The nice thing about sort.Search
is that it finds the
lowest element that matches
the condition. The index returned, idx
, can be used to return a subset of the
slice with the [:idx]
notation. Note that in this notation idx
is not
inclusive, thus it works perfect for us in all cases. This can also be tested in
main
using the following logic:
// collect a list of all stamps for dog
collectedStamps := []time.Time{}
for _, v := range tm.times["dog"].values {
collectedStamps = append(collectedStamps, v.stamp)
}
stampIdxToTest := 2
fmt.Printf("searching before %s\n", collectedStamps[stampIdxToTest])

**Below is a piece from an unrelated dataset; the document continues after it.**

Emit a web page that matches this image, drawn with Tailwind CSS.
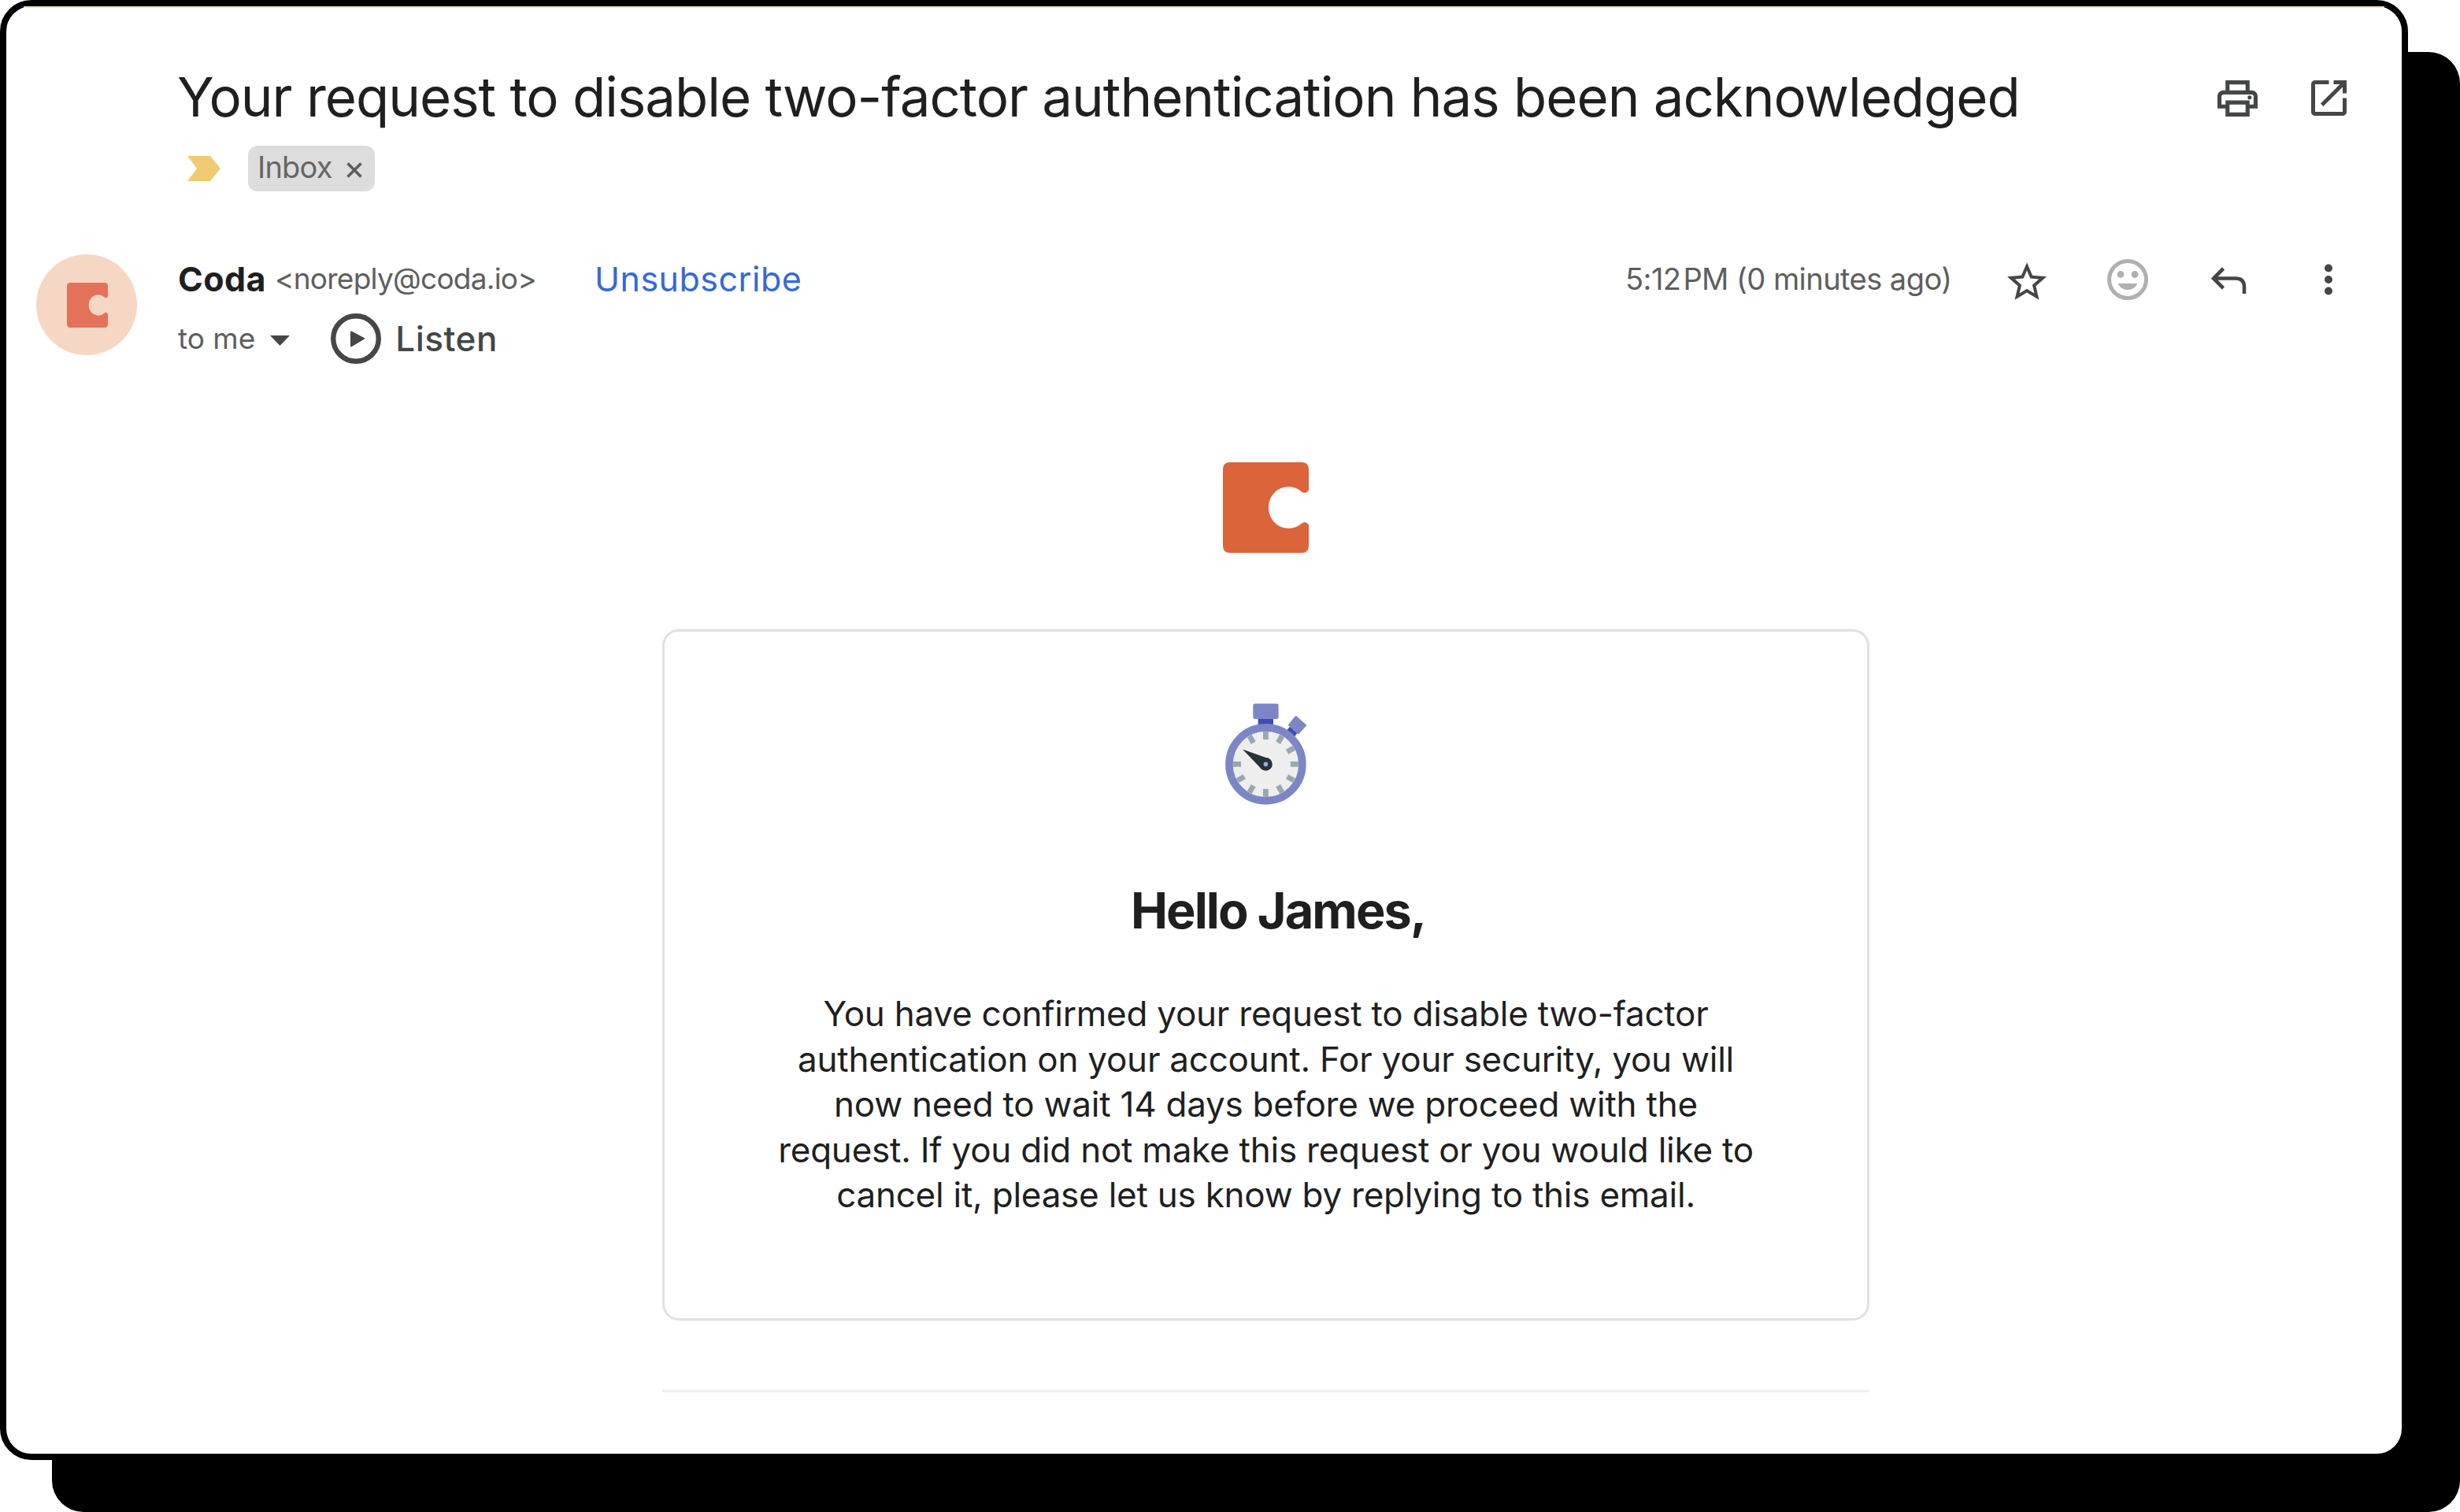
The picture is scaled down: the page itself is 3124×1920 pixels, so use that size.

// Uncomment this and pass testTime below to test a time before all elements
//testTime, err := time.Parse("2006-01-02", "2006-01-02")
// if err != nil {
// panic(err)
// }
before, err := tm.GetBefore("dog", collectedStamps[stampIdxToTest])
if err != nil {
panic(err)
}
spew.Dump(before)
And that’s it! Now we have a fully functioning TimeMap
is Set
, Get
, and
GetBefore
implemented.
Wrapping up, here are a few things to consider about this solution:
- All variants of get return a pointer to a value, this would allow the caller to mutate the value, so returning a copy might be desirable.
TimeMap
is not thread safe, thread safety would require locks/mutexs.- There are many things this code is simplifying for brevity, e.g.
panic(err)
. After all, this is a coding interview, so it’s not meant to be practical 😆.
Closing
While the original interview question is interesting, it may be too complex for a standard coding interview. However, the exercise does offer valuable insight into the process of designing efficient data structures and algorithms, in contrast to a more straightforward binary search implementation. As a final note, I should disclose that I’m not a fan of live coding interviews like this. Trust me when I say that the pressure causes me to seem like I’m programming for the first time in my life 🙂. While I do think orgs that can afford it should consider a more thoughtful/practical interview process, these kinds of exercises are really fun!